LA VISIONE dell’autore conduce così al superamento della politica, come momento di decisione tutto umano sulla società e sulla natura, fornendo così anche una spiegazione del perché partiti e forme della partecipazione nati nella modernità non sembrano più in grado di governare un mondo iper-complesso. Ma dietro a questo quadro indubbiamente realistico degli assetti sociali e tecnici chi si cela? Chi progetta, sviluppa, determina le Reti? Quali interessi sono favoriti e quali sfavoriti? Non ci staremo rassegnando semplicemente alla vittoria del digitale anarco-liberista?

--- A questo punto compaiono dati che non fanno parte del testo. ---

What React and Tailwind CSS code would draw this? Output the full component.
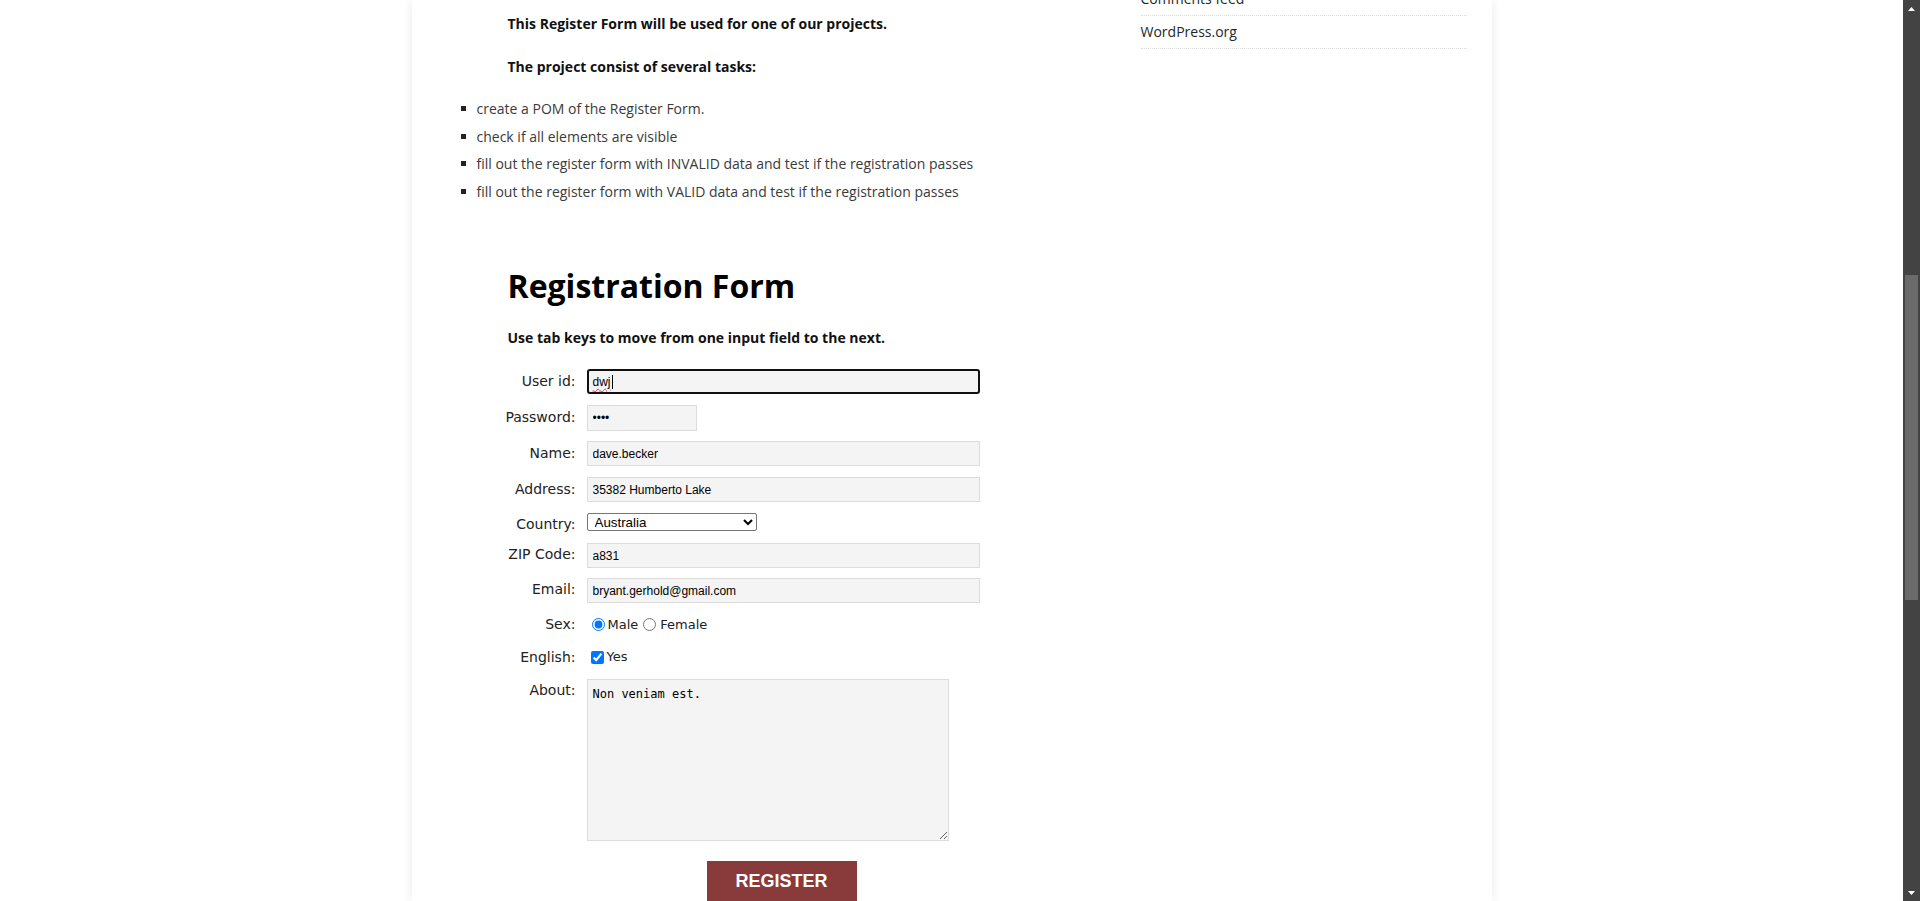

DOMANDE CHE RESTANO inevase in questo bel saggio Di Massimo di Felice. La tecnica non è mai neutra ma sempre socialmente, economicamente e politicamente condizionata: il net-attivismo, sia nella sua forma propriamente politica sia in quella sociale ed ecologica, come ricorda lo stesso autore, nascerà anche dallo zapatismo e dalla spinta che ha dato vita alla prima fase del movimento no-global di fine millennio.
Eppure, questi soggetti e movimenti hanno perso numerose battaglie (anche se forse non la guerra) nello scrivere e sviluppare la storia dell’ecologia digitale contemporanea. Vivendo oggi di un ambiguo rapporto sia con il capitalismo globale delle Reti sia con i suoi conflitti con forme di potere neo-populiste e nazionaliste: si pensi alle recenti decisioni dell’amministrazione americana sulla neutralità della Rete. Bene immergersi all’interno degli ambienti digitali per comprenderli e analizzarli ma senza mai dimenticare che oltre a questo vi è sempre un «esterno», un contesto fatto di rapporti di forza che nessun «superiore destino della tecnica» riesce pienamente a neutralizzare.